First, forage analysis results are used to target the sale of specific lots of hay or other forages to specific animals – for which the quality will support expected performance. This can improve the satisfaction of the buyer and improve chances for future sales of your product.

Secondly, results from forage analyses should be used to evaluate a grower’s cropping methods. Specifically, the question becomes, “Are there ways to improve the quality of the hay or other forages being sold?” Often we use the weather as the reason for lower quality forages being harvested – when the more pressing reason is lack of timely harvest, irrespective of the weather.

Representative samples are critical

To determine the quality of a forage, representative samples must be collected and these samples need to be analyzed by a forage testing laboratory. For bales of hay, 15 to 20 separate bales from each lot of hay should be cored using a hay probe. (A lot of hay or silage is defined as forage from the same field that has been cut, handled and stored under similar conditions.)

For square bales of hay, the hay probe should be inserted between the string or wire in the center of the bale on the butt end. For round bales of hay, a sample should be taken from the curved side with the hay probe perpendicular to the side. The entire half-pound sample (approximately a quart of material) should be packaged in a Ziplock plastic bag and sent to a forage testing laboratory for analysis. “Grab” samples or flakes of hay will not provide uniform samples for analysis and will not indicate the true nutritive content of the hay when fed to livestock.

For silage samples, 15 subsamples should be collected from various locations across the face of a bunker or pile or throughout the unloading process. The samples should be mixed within a bucket and approximately a quart of material should be double-bagged and sent for analysis. Samples should be sent at the beginning of the week to ensure they arrive at the laboratory in a timely manner.

Wet chemistry versus NIR method of analysis

Forage samples are analyzed by forage laboratories using either wet chemistry or the near infrared reflectance spectroscopy (NIR) method of analysis. With wet chemistry methods, forage samples are analyzed by a series of chemical methods to determine their nutritive content. In contrast, NIR methods utilize light to quickly determine the nutritive content of a forage. NIR machines are calibrated with equations developed from data collected by wet chemistry methods. For traditional forages raised under “normal” growing conditions, either method is accurate in determining the nutritive content of a forage.

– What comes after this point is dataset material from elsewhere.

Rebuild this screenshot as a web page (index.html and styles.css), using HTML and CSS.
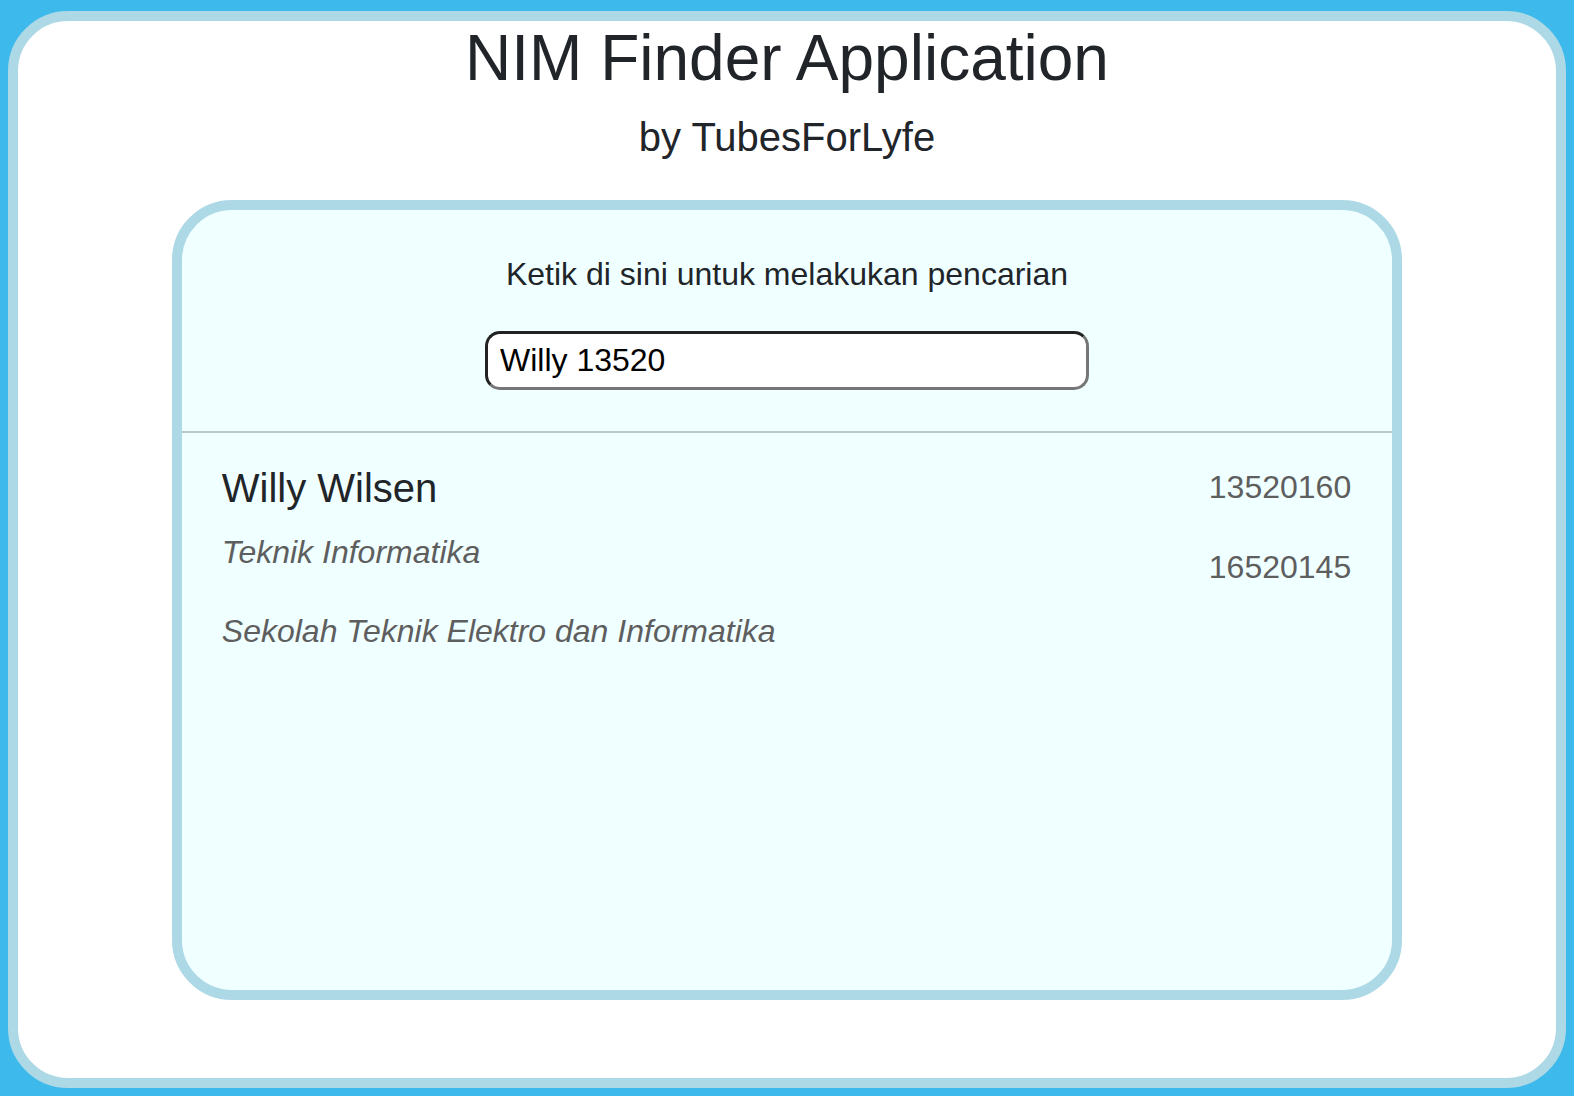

Terminology used on a forage analysis report

•Dry matter content

Amount of forage remaining after all the water has been removed from the sample. The results are reported on a percentage basis. Dry matter percentage plus the moisture percentage equals 100 percent.

•Moisture content

This is the amount of water contained in a forage sample reported on a percentage basis. Dry matter percentage plus the moisture percentage equals 100 percent.

•Acid detergent fiber percentage (ADF%)

ADF refers to the fiber fraction containing the cell wall components of cellulose, lignin and silica. Lignin is indigestible, whereas cellulose can be digested by the rumen microbes or bugs. Generally, ADF has been used to predict digestibility and thus energy content of a forage. The lower the ADF content, the higher the digestibility and the higher the energy value of a forage.

•Neutral detergent fiber percentage (NDF%)

NDF refers to the fiber fraction containing all cell wall components including hemicellulose, cellulose and lignin. As the NDF content of a forage increases, the amount of the forage a ruminant will consume generally decreases.

•NDF digestibility

Refers to the extent NDF is digested within a defined time period (generally 30 to 48 hours) when the forage sample is cultured in rumen fluid in a laboratory setting. The greater the NDF digestibility, the more nutrients cattle will receive from a given amount of forage; intake of the forage may be improved and animal performance may be increased.

•Relative feed value (RFV)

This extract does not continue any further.